■ **Exercise requirements**:
Separate out the lines that hold "components".

■ **Given data**:
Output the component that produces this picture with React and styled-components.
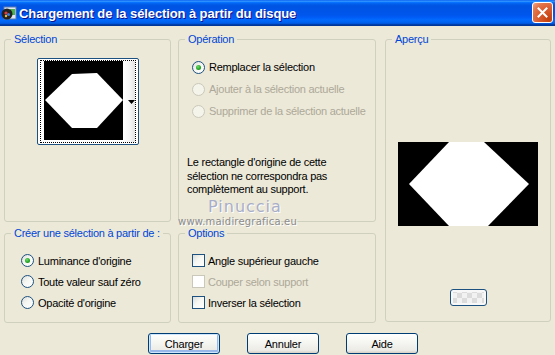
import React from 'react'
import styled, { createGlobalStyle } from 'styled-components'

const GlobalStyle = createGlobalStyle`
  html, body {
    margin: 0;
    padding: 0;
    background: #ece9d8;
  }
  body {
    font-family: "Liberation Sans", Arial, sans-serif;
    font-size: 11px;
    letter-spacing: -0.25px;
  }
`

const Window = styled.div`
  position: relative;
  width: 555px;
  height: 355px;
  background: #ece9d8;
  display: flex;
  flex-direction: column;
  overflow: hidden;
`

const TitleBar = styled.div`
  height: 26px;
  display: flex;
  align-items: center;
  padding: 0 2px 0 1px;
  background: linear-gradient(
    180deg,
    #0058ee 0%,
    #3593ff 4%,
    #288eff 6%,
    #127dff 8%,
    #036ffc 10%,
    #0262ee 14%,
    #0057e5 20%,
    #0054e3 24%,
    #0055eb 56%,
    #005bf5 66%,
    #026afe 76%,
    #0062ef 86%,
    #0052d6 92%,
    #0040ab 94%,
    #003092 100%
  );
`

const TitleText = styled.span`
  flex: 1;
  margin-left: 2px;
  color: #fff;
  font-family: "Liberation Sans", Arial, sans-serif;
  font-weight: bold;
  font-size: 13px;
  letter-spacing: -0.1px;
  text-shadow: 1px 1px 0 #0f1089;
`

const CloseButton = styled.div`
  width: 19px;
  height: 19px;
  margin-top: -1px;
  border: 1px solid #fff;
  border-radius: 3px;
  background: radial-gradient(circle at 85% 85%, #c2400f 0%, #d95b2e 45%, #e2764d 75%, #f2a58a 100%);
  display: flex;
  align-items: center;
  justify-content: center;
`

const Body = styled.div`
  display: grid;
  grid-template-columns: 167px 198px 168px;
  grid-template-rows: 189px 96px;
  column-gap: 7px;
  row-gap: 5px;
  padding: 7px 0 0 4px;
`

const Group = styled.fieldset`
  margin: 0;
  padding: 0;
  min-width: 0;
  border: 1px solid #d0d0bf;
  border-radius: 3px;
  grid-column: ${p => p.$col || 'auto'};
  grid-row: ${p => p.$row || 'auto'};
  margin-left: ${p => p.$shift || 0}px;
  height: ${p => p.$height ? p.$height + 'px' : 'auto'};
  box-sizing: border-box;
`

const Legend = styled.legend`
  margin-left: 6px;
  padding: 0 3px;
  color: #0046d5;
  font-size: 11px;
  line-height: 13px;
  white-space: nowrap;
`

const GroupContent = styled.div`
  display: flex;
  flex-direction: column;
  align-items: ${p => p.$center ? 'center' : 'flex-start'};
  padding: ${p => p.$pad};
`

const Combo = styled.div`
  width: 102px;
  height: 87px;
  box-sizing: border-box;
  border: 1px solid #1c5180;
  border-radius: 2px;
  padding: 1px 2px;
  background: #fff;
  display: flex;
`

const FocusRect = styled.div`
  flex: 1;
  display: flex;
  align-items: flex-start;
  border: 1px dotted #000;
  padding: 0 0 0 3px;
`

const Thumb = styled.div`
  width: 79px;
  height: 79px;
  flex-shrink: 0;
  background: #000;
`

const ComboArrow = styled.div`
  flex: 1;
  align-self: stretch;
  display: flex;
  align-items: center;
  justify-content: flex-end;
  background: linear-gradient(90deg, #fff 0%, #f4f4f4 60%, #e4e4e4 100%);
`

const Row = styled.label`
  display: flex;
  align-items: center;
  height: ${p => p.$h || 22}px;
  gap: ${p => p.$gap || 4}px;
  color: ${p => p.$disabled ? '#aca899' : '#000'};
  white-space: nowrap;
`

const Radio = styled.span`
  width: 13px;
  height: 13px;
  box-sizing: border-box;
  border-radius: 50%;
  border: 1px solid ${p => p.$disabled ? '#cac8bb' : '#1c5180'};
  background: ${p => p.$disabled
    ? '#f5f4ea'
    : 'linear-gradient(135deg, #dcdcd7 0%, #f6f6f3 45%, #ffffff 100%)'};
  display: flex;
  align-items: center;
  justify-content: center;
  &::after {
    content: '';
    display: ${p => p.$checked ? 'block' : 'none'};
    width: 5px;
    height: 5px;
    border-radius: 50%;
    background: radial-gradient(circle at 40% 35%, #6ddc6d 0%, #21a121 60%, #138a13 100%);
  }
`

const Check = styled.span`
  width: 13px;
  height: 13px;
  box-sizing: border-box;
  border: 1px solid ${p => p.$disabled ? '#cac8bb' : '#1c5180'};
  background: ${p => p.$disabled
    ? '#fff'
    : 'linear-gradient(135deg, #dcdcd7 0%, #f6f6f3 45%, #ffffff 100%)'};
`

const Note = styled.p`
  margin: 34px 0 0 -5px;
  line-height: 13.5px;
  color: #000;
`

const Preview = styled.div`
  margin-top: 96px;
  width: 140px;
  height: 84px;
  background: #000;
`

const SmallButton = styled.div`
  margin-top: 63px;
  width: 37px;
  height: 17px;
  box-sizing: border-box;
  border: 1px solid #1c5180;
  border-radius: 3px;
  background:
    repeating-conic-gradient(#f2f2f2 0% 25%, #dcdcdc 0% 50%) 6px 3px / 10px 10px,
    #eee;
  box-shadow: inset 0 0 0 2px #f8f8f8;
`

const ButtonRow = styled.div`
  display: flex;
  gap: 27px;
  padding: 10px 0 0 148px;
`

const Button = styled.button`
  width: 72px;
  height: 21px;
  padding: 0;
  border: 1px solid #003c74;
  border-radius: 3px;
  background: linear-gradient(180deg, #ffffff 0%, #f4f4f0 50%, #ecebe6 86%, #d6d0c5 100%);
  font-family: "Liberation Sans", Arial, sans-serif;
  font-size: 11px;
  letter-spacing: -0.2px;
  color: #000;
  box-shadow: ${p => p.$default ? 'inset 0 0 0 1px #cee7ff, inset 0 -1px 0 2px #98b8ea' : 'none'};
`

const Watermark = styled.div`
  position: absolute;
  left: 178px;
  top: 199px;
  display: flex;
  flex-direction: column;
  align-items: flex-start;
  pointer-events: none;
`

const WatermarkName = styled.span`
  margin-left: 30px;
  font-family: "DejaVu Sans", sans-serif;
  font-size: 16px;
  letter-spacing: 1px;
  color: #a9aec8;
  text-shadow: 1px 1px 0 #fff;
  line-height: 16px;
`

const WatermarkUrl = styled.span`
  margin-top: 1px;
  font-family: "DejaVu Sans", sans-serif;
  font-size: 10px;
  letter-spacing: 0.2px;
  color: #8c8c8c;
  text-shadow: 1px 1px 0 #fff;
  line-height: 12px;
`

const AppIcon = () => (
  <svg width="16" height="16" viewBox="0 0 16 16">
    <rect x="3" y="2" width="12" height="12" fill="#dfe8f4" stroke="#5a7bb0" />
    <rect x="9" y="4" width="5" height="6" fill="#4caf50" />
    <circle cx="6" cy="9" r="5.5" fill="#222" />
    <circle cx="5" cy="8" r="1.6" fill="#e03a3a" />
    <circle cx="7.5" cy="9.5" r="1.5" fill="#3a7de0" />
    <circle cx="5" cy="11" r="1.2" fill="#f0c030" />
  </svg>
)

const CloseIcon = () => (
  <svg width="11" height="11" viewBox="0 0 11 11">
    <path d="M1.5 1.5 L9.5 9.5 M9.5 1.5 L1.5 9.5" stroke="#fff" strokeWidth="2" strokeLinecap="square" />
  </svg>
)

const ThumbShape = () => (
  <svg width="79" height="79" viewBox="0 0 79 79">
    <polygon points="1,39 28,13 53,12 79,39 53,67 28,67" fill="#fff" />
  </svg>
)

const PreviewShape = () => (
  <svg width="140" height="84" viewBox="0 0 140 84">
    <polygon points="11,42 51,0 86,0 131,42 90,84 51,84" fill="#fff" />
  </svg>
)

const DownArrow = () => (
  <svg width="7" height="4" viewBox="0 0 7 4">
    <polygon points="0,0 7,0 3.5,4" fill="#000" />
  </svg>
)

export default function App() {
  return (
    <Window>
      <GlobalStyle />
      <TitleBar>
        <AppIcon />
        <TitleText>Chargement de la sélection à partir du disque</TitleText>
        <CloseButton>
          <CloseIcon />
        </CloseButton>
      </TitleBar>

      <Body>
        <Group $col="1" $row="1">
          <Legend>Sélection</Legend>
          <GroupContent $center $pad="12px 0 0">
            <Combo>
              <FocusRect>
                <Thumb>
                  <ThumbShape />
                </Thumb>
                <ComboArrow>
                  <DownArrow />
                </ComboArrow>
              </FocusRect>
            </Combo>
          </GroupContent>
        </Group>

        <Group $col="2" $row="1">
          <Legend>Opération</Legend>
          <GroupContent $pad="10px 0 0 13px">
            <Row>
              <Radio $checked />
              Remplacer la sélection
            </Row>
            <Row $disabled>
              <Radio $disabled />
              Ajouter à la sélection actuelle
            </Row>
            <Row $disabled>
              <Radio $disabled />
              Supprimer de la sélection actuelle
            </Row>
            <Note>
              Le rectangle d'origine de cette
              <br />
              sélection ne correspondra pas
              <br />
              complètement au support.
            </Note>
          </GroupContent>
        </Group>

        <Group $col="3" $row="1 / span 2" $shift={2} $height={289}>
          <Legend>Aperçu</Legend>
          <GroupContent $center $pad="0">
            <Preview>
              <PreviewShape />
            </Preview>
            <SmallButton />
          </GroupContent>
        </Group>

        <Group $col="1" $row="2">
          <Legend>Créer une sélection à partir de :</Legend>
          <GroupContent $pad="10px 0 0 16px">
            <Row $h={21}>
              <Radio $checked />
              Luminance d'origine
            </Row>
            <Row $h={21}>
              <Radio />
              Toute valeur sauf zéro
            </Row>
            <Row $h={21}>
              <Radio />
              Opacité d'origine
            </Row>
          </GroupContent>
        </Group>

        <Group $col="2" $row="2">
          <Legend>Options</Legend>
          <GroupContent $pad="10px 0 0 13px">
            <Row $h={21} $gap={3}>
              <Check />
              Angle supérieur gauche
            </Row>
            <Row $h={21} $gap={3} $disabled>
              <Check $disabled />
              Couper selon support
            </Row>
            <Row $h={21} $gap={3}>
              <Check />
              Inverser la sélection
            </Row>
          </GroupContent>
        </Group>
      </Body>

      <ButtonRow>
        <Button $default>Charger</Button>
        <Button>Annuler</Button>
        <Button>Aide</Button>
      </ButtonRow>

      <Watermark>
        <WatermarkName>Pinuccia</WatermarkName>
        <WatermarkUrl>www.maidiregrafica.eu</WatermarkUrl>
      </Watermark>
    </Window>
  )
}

■ **Completed exercise**:
Output the component that produces this picture with React and styled-components.
import styled, { createGlobalStyle } from 'styled-components'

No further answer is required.